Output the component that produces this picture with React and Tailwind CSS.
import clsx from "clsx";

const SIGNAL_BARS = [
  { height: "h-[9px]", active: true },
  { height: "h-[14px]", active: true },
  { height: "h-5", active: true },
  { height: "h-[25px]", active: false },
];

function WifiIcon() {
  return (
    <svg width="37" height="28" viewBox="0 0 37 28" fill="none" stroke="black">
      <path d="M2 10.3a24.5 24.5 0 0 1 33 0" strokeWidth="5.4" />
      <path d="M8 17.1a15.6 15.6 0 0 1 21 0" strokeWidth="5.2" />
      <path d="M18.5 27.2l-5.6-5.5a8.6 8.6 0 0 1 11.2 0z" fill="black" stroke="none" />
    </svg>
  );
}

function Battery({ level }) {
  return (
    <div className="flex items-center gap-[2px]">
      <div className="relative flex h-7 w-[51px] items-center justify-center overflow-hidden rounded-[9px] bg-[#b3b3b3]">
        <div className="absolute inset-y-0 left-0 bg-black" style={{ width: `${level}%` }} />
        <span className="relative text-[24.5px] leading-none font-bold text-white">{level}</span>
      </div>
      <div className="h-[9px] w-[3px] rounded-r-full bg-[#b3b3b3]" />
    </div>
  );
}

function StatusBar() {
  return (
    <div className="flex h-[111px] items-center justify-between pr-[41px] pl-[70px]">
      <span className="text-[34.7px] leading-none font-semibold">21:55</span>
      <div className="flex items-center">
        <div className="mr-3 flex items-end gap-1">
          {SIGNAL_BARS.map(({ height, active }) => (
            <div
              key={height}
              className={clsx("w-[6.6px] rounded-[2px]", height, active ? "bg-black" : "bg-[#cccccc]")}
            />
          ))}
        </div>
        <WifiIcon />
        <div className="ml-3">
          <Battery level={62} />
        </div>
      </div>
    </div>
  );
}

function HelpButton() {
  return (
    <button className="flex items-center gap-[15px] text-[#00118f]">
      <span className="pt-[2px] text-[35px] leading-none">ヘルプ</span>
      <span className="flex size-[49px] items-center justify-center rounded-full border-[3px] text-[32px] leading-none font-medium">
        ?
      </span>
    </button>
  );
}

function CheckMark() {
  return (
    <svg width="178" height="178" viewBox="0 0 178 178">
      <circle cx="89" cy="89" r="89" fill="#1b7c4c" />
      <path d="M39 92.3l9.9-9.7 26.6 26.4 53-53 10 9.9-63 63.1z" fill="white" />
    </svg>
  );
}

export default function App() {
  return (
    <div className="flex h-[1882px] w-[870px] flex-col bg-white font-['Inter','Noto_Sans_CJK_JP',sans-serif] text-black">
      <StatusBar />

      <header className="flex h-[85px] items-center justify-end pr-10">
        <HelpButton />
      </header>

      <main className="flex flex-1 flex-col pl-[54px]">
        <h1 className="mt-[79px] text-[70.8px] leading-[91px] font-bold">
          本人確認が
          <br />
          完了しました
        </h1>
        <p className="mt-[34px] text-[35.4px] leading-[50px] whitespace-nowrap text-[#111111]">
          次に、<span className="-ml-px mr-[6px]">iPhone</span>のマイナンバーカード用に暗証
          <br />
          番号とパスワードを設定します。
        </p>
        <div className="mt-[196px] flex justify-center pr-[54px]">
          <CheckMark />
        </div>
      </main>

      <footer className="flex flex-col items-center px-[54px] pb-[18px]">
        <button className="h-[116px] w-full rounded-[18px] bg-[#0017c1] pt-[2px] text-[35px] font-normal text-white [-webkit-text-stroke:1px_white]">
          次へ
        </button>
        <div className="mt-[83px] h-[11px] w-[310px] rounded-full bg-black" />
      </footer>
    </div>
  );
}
****************************************
## WHAT THE EXERCISE ASKS
Everything in the listing above should be restated exactly.

## COMPLETE OUTPUT
Output the component that produces this picture with React and Tailwind CSS.
import clsx from "clsx";

const SIGNAL_BARS = [
  { height: "h-[9px]", active: true },
  { height: "h-[14px]", active: true },
  { height: "h-5", active: true },
  { height: "h-[25px]", active: false },
];

function WifiIcon() {
  return (
    <svg width="37" height="28" viewBox="0 0 37 28" fill="none" stroke="black">
      <path d="M2 10.3a24.5 24.5 0 0 1 33 0" strokeWidth="5.4" />
      <path d="M8 17.1a15.6 15.6 0 0 1 21 0" strokeWidth="5.2" />
      <path d="M18.5 27.2l-5.6-5.5a8.6 8.6 0 0 1 11.2 0z" fill="black" stroke="none" />
    </svg>
  );
}

function Battery({ level }) {
  return (
    <div className="flex items-center gap-[2px]">
      <div className="relative flex h-7 w-[51px] items-center justify-center overflow-hidden rounded-[9px] bg-[#b3b3b3]">
        <div className="absolute inset-y-0 left-0 bg-black" style={{ width: `${level}%` }} />
        <span className="relative text-[24.5px] leading-none font-bold text-white">{level}</span>
      </div>
      <div className="h-[9px] w-[3px] rounded-r-full bg-[#b3b3b3]" />
    </div>
  );
}

function StatusBar() {
  return (
    <div className="flex h-[111px] items-center justify-between pr-[41px] pl-[70px]">
      <span className="text-[34.7px] leading-none font-semibold">21:55</span>
      <div className="flex items-center">
        <div className="mr-3 flex items-end gap-1">
          {SIGNAL_BARS.map(({ height, active }) => (
            <div
              key={height}
              className={clsx("w-[6.6px] rounded-[2px]", height, active ? "bg-black" : "bg-[#cccccc]")}
            />
          ))}
        </div>
        <WifiIcon />
        <div className="ml-3">
          <Battery level={62} />
        </div>
      </div>
    </div>
  );
}

function HelpButton() {
  return (
    <button className="flex items-center gap-[15px] text-[#00118f]">
      <span className="pt-[2px] text-[35px] leading-none">ヘルプ</span>
      <span className="flex size-[49px] items-center justify-center rounded-full border-[3px] text-[32px] leading-none font-medium">
        ?
      </span>
    </button>
  );
}

function CheckMark() {
  return (
    <svg width="178" height="178" viewBox="0 0 178 178">
      <circle cx="89" cy="89" r="89" fill="#1b7c4c" />
      <path d="M39 92.3l9.9-9.7 26.6 26.4 53-53 10 9.9-63 63.1z" fill="white" />
    </svg>
  );
}

export default function App() {
  return (
    <div className="flex h-[1882px] w-[870px] flex-col bg-white font-['Inter','Noto_Sans_CJK_JP',sans-serif] text-black">
      <StatusBar />

      <header className="flex h-[85px] items-center justify-end pr-10">
        <HelpButton />
      </header>

      <main className="flex flex-1 flex-col pl-[54px]">
        <h1 className="mt-[79px] text-[70.8px] leading-[91px] font-bold">
          本人確認が
          <br />
          完了しました
        </h1>
        <p className="mt-[34px] text-[35.4px] leading-[50px] whitespace-nowrap text-[#111111]">
          次に、<span className="-ml-px mr-[6px]">iPhone</span>のマイナンバーカード用に暗証
          <br />
          番号とパスワードを設定します。
        </p>
        <div className="mt-[196px] flex justify-center pr-[54px]">
          <CheckMark />
        </div>
      </main>

      <footer className="flex flex-col items-center px-[54px] pb-[18px]">
        <button className="h-[116px] w-full rounded-[18px] bg-[#0017c1] pt-[2px] text-[35px] font-normal text-white [-webkit-text-stroke:1px_white]">
          次へ
        </button>
        <div className="mt-[83px] h-[11px] w-[310px] rounded-full bg-black" />
      </footer>
    </div>
  );
}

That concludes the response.